Finally, the dissent characterizes our decision as requiring naturalization and legal separation to “take place simultaneously.” Dissent Op. at ––––. Not so. We, like the BIA, hold that the “legal separation” referenced in former section 1432(a)(3) imposes a continuing requirement that must still exist at the time that all other conditions of derivative citizenship are satisfied. That conclusion is sufficient to resolve this appeal.
All told, the dissent adopts a reading of the single-parent subsection in former section 1432(a)(3) that permits a child to acquire derivative citizenship through a parent who remains married to the child's other parent at the time of naturalization. Although semantically possible, we do not believe it best accords with the statute when read in context. Nor does the available circuit precedent interpreting former section 1432(a)(3) align with that reading.
C.
The phrase “has been a legal separation of the parents” in former section 1432(a)(3) refers to a legal separation that must still exist at the time all other conditions of derivative citizenship are satisfied. Because Turner's mother was married to Turner's living father at the time of the last material condition (here, naturalization) and remained married to Turner's father up to and including Turner's eighteenth birthday, the BIA correctly dismissed Turner's appeal.
PETITION DENIED.
With respect, I dissent. In my view, derivate citizenship under the former 8 U.S.C. § 1432(a)(3) does not require that the parent with legal custody of the child be naturalized while she is legally separated from her spouse.
I
A subsection of the immigration statute at issue in this case, the now-repealed 8 U.S.C. § 1432(a), provides in relevant part that a person born outside of the United States to non-citizen parents “becomes a citizen of the United States” if a number of conditions are satisfied. The first is the “naturalization of the parent having legal custody of the child when there has been a legal separation of the parents.” § 1432(a)(3). The second is that “naturalization takes place while such child is under the age of eighteen.” § 1432(a)(4). And the third is that the “child is residing in the United States pursuant to a lawful admission for permanent residence at the time of the naturalization of the parent ․ naturalized under clause ․ (3) of this subsection or the naturalization, or thereafter begins to reside permanently in the United States while under the age of eighteen years.” § 1432(a)(5). Here the second and third conditions were satisfied: Mr. Turner was 17 when his mother was naturalized and he was living in the United States as a lawful permanent resident at the time of her naturalization.

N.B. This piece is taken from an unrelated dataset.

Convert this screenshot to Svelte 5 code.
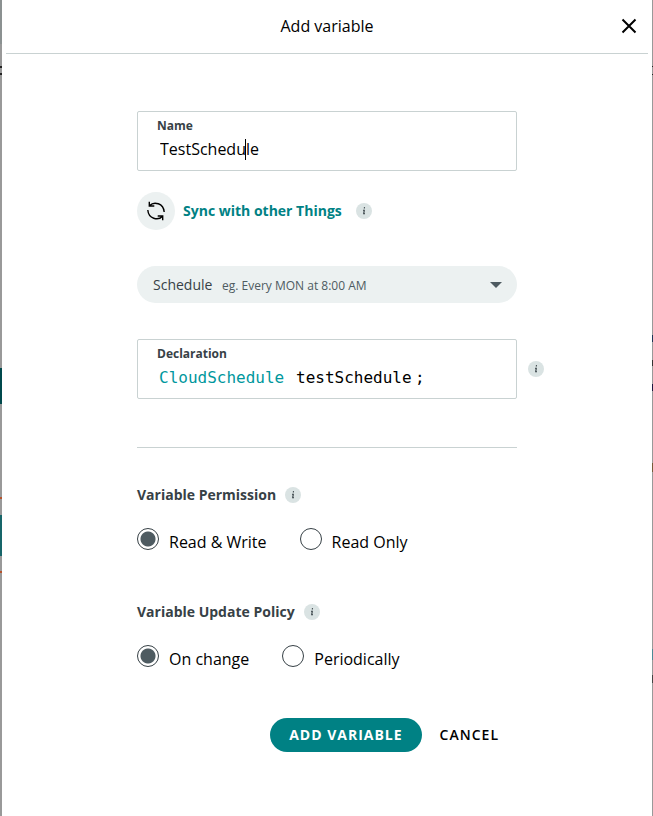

Only the first condition, then, is at issue. Because Mr. Turner's parents had remarried at the time the mother was naturalized, the statutory question is the meaning of the phrase “naturalization of the parent having legal custody of the child when there has been a legal separation of the parents.” § 1432(a)(3) (emphasis added). Do the naturalization of the parent having legal custody and the legal separation of the parents have to occur simultaneously? To answer this question, we must “ask whether the time of [the legal separation] matters.” Fla. Dep't of Revenue v. Piccadilly Cafeterias, Inc., 554 U.S. 33, 53, 128 S.Ct. 2326, 171 L.Ed.2d 203 (2008) (Breyer, J., dissenting).
II
For the majority, the naturalization of the parent having legal custody is the relevant § 1432(a)(3) event, and it must occur at a point in time when the parents are legally separated. In other words, naturalization and legal separation must take place simultaneously. This result, the majority says, aligns with a holistic view of the statutory text, which ensures that a child does not become vested with derivative citizenship unless all of the requisite ‘status markers’ are fulfilled at the time the last material condition is met. The majority reasons that, if Congress had wanted to vest derivative citizenship based on a past legal separation that was no longer in effect, it would have said so expressly and used the simple past tense to do so.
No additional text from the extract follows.